Fernando Sicre Gilabert - Opinión
Previsibilidad del fallo
Comprometerse a recolocar a todos los trabajadores o a prejubilarlos no solo no es posible, sino que es un acuerdo al que no se le puede exigir su cumplimiento
«Una gran oportunidad para la Bahía». Así esquivaba la situación el otrora presidente de la Junta cuando la situación era insostenible. A continuación firmaba en nombre de la Administración andaluza y bajo el manto del «régimen» omnipresente que todo lo puede y al que todos lados llega, un protocolo de acuerdo con los sindicatos, con 16 desarrollos posteriores. Comprometerse a recolocar a todos los trabajadores o a prejubilarlos, sea cual sean las circunstancias de los afectados, no solo no es posible, sino que es un acuerdo al que simplemente no se le puede exigir su cumplimiento en caso de incumplimiento.
El análisis de la cuestión debe circunscribirse al Fundamento tercero de la sentencia que comienza diciendo que «ni el protocolo ni sus posteriores desarrollos son verdaderos convenios de colaboración bilateral, que exige en todo caso contraprestación de las dos partes con un criterio teleológico para satisfacer necesidades públicas o que se consideren de interés público». Se trata de «un marco de compromiso institucional con los sindicatos, de adoptar medidas socio económicas que participan más de la naturaleza subvencional». «No es un acuerdo que tenga su origen en la Ley, sino mera y exclusivamente voluntad de la Administración de contribuir a mejorar mediante ayudas, la situación de un colectivo de trabajadores, frente a la situación originada tras la declaración de concurso de la empresa».
Tengo la firme convicción que si el caso ERE no hubiere existido, esta sentencia nunca se hubiera producido. Es decir, el compromiso que asumió la Junta, sólo era factible en un contexto como el existente desde 2001 hasta que Su Señoría Alaya comienza su instrucción. Lo que es corroborado en la propia sentencia cuando dice que «es por tanto el instrumento o disfraz para dar cobertura a una serie de actuaciones de fomento y canalizar ayudas directas, huyendo así de las normas que regulan el procedimiento de subvención pública». En el fondo era un caso más, solo que un caso muy grande, con muchos afectados e ingentes cantidades de dinero para ir solventándolo. Aún recuerdo un pasaje de la instrucción de Alaya cuando el entonces presidente de la Junta iba a Jaén y le iban a plantar cara los trabajadores de ‘Bilore’. El mandamás juntero apeló al empleo de «esos fondos» para solventar el problema. ¿Cómo? Pues a través de la compra de la paz social una vez más.

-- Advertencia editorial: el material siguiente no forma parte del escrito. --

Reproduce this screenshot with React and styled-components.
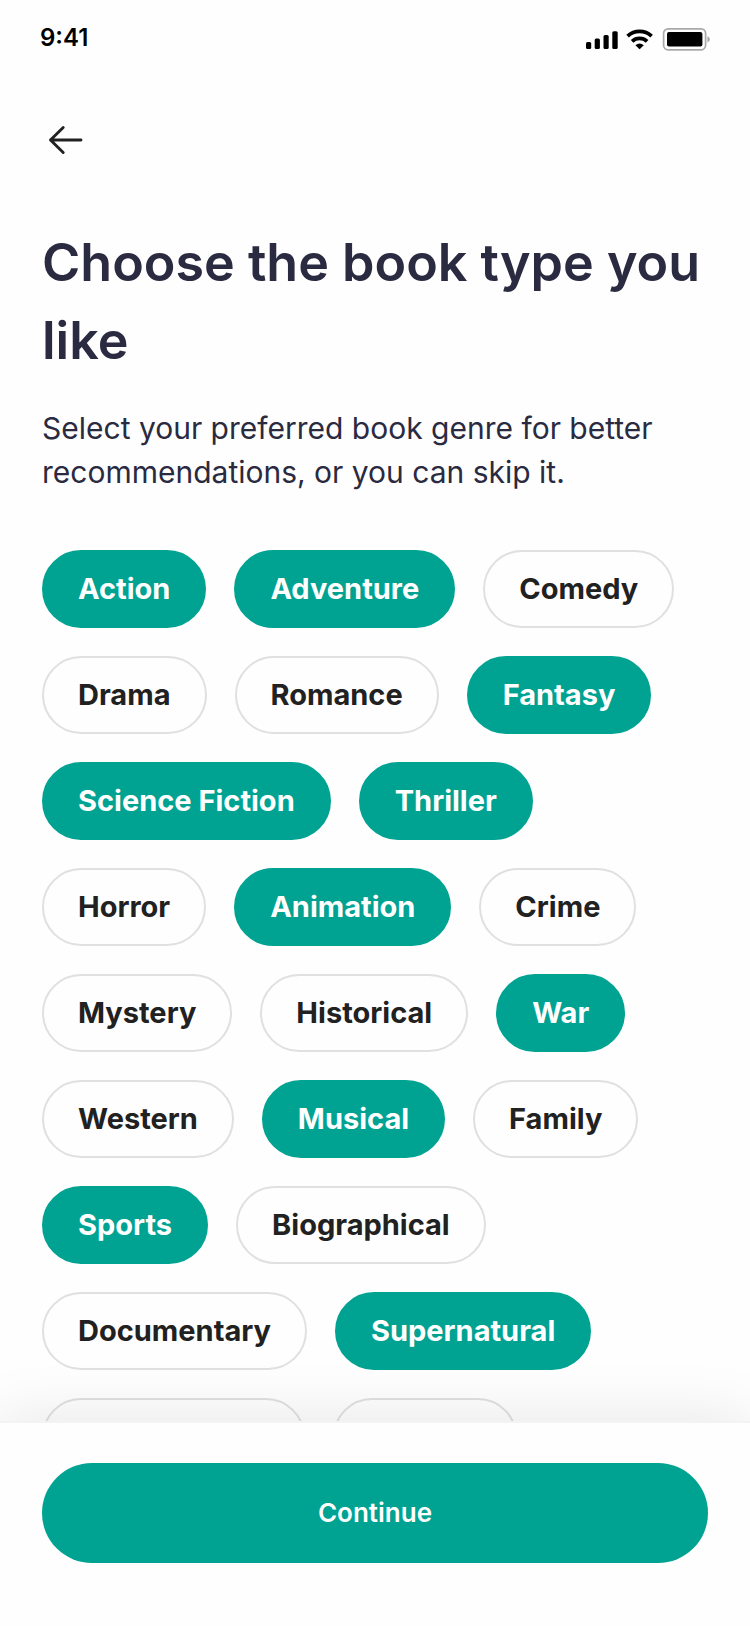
import React, { useState } from 'react';
import styled, { createGlobalStyle, css } from 'styled-components';

const GlobalStyle = createGlobalStyle`
  *, *::before, *::after {
    box-sizing: border-box;
  }

  body {
    margin: 0;
    background: #fefefe;
    font-family: Inter, "Liberation Sans", sans-serif;
    -webkit-font-smoothing: antialiased;
  }
`;

const Screen = styled.div`
  display: flex;
  flex-direction: column;
  height: 100vh;
  background: #fefefe;
`;

const StatusBar = styled.div`
  display: flex;
  align-items: center;
  justify-content: space-between;
  flex: none;
  height: 76px;
  padding: 0 40px;
  color: #000;
`;

const Clock = styled.time`
  font-size: 24px;
  font-weight: 600;
  line-height: 32px;
`;

const StatusIcons = styled.div`
  display: flex;
  align-items: center;
  gap: 8px;
`;

const Content = styled.main`
  flex: 1;
  min-height: 0;
  overflow-y: auto;
  scrollbar-width: none;
  padding: 40px 42px;
`;

const BackButton = styled.button`
  display: flex;
  width: 48px;
  height: 48px;
  padding: 0;
  border: 0;
  background: none;
  color: #212121;
  cursor: pointer;
`;

const Title = styled.h1`
  margin: 60px 0 26px;
  color: #2a2a40;
  font-size: 52px;
  font-weight: 600;
  line-height: 78px;
`;

const Intro = styled.p`
  margin: 0 0 56px;
  color: #2a2a40;
  font-size: 30px;
  font-weight: 400;
  line-height: 44px;
`;

const GenreList = styled.fieldset`
  display: flex;
  flex-wrap: wrap;
  gap: 28px;
  margin: 0;
  padding: 0;
  border: 0;
`;

const Chip = styled.label`
  display: flex;
  align-items: center;
  height: 78px;
  padding: 0 34px;
  border: 2px solid #e0e0e0;
  border-radius: 39px;
  color: #212121;
  font-size: 29px;
  font-weight: 700;
  line-height: 36px;
  white-space: nowrap;
  cursor: pointer;

  ${({ $selected }) =>
    $selected &&
    css`
      border-color: #00a392;
      background: #00a392;
      color: #fff;
    `}
`;

const ChipInput = styled.input`
  position: absolute;
  width: 1px;
  height: 1px;
  margin: 0;
  opacity: 0;
`;

const Footer = styled.footer`
  position: relative;
  flex: none;
  padding: 40px 42px 63px;
  border-top: 2px solid #f3f3f3;
  background: #fefefe;
  box-shadow: 0 0 60px rgba(0, 0, 0, 0.1);
`;

const ContinueButton = styled.button`
  display: block;
  width: 100%;
  height: 100px;
  border: 0;
  border-radius: 50px;
  background: #00a392;
  color: #fff;
  font-family: inherit;
  font-size: 26px;
  font-weight: 600;
  line-height: 32px;
  cursor: pointer;
`;

const SignalIcon = () => (
  <svg width="32" height="26" viewBox="0 0 32 26" fill="currentColor" aria-hidden="true">
    <rect x="0" y="17" width="5.2" height="7" rx="1.5" />
    <rect x="8.7" y="13.4" width="5.2" height="10.6" rx="1.5" />
    <rect x="17.5" y="10" width="5.2" height="14" rx="1.5" />
    <rect x="26.3" y="6.3" width="5.4" height="17.7" rx="1.5" />
  </svg>
);

const WifiIcon = () => (
  <svg width="28" height="26" viewBox="0 0 28 26" fill="none" stroke="currentColor" strokeWidth="3.8" aria-hidden="true">
    <path d="M1.6 11.2a17.6 17.6 0 0 1 24 0" />
    <path d="M6.1 16.4a11 11 0 0 1 15 0" />
    <path d="M9.4 20.3a6.6 6.6 0 0 1 8.4 0L13.6 24.2z" fill="currentColor" stroke="none" />
  </svg>
);

const BatteryIcon = () => (
  <svg width="48" height="26" viewBox="0 0 48 26" aria-hidden="true">
    <rect x="1.6" y="3.8" width="42" height="21" rx="4.5" fill="none" stroke="#a9a9a9" strokeWidth="1.7" />
    <rect x="5" y="7" width="35.4" height="14.4" rx="2" fill="#000" />
    <path d="M45.4 11.2c1.5.5 2.4 1.7 2.4 3.1s-.9 2.6-2.4 3.1z" fill="#a9a9a9" />
  </svg>
);

const ArrowLeftIcon = () => (
  <svg width="48" height="48" viewBox="0 0 48 48" fill="none" stroke="currentColor" strokeWidth="2.9" strokeLinecap="round" strokeLinejoin="round" aria-hidden="true">
    <path d="M39 24H8.5M21.2 11.5 8.5 24l12.7 12.5" />
  </svg>
);

const GENRES = [
  'Action', 'Adventure', 'Comedy', 'Drama', 'Romance', 'Fantasy',
  'Science Fiction', 'Thriller', 'Horror', 'Animation', 'Crime',
  'Mystery', 'Historical', 'War', 'Western', 'Musical', 'Family',
  'Sports', 'Biographical', 'Documentary', 'Supernatural',
  'Philosophical', 'Medical',
];

const INITIAL = [
  'Action', 'Adventure', 'Fantasy', 'Science Fiction', 'Thriller',
  'Animation', 'War', 'Musical', 'Sports', 'Supernatural',
];

function GenreChip({ name, selected, onToggle }) {
  return (
    <Chip $selected={selected}>
      <ChipInput type="checkbox" checked={selected} onChange={() => onToggle(name)} />
      {name}
    </Chip>
  );
}

export default function App() {
  const [chosen, setChosen] = useState(INITIAL);

  const toggle = (name) =>
    setChosen((list) =>
      list.includes(name) ? list.filter((n) => n !== name) : [...list, name]
    );

  return (
    <>
      <GlobalStyle />
      <Screen>
        <StatusBar>
          <Clock>9:41</Clock>
          <StatusIcons>
            <SignalIcon />
            <WifiIcon />
            <BatteryIcon />
          </StatusIcons>
        </StatusBar>
        <Content>
          <BackButton type="button" aria-label="Back">
            <ArrowLeftIcon />
          </BackButton>
          <Title>Choose the book type you like</Title>
          <Intro>
            Select your preferred book genre for better recommendations, or you
            can skip it.
          </Intro>
          <GenreList aria-label="Book genres">
            {GENRES.map((name) => (
              <GenreChip
                key={name}
                name={name}
                selected={chosen.includes(name)}
                onToggle={toggle}
              />
            ))}
          </GenreList>
        </Content>
        <Footer>
          <ContinueButton type="button">Continue</ContinueButton>
        </Footer>
      </Screen>
    </>
  );
}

El caso que ahora nos ocupa, en el fondo y en la forma hubiera sido un caso más de corrupción institucionalizada, que nace en el seno de la propia administración y que ha sido baluarte fundamental de la pervivencia de un «régimen», que se hubiera tambaleado y caído, sin la posibilidad de compra de la paz social. Estamos ante argucias del poder. El auto describía una trama organizada, calificada por la UCO como organización criminal, en la que participan la propia Administración, mediadores y sindicatos. Ahora, la sentencia manifiesta lo mismo: «un instrumento o disfraz para dar cobertura… huyendo así de las normas que regulan el procedimiento de subvención pública».
La interposición del recurso contencioso-administrativo ha sido obra de la UGT. Curiosamente el mismo sindicato que exhibió el malestar a través de su Secretario General de Andalucía, con ocasión de la comisión de investigación que ya tuvo lugar, calificándola de lamentable. La paz social ni se compra ni se vende. Y menos aún, se justifica sobre la base de un «proyecto técnico de encomienda de gestión», en el que se solicita la adscripción de ingentes cantidades de dinero, para conformar el llamado «fondo de reptiles», desde el que el poder pueda hacer frente a las consecuencias de determinadas crisis industriales. La Junta de Andalucía ideó el sistema para disponer de fondos sin control previo, ni posterior y poder repartirlos a su libre albedrío, con la anuencia sindical. La compra de la paz social era el fin por el que se ideó la partida 31-L.
La sentencia era más que previsible. Tan previsible como decir que sin Alaya, el Tribunal de lo Contencioso no hubiera dictaminado nada ahora.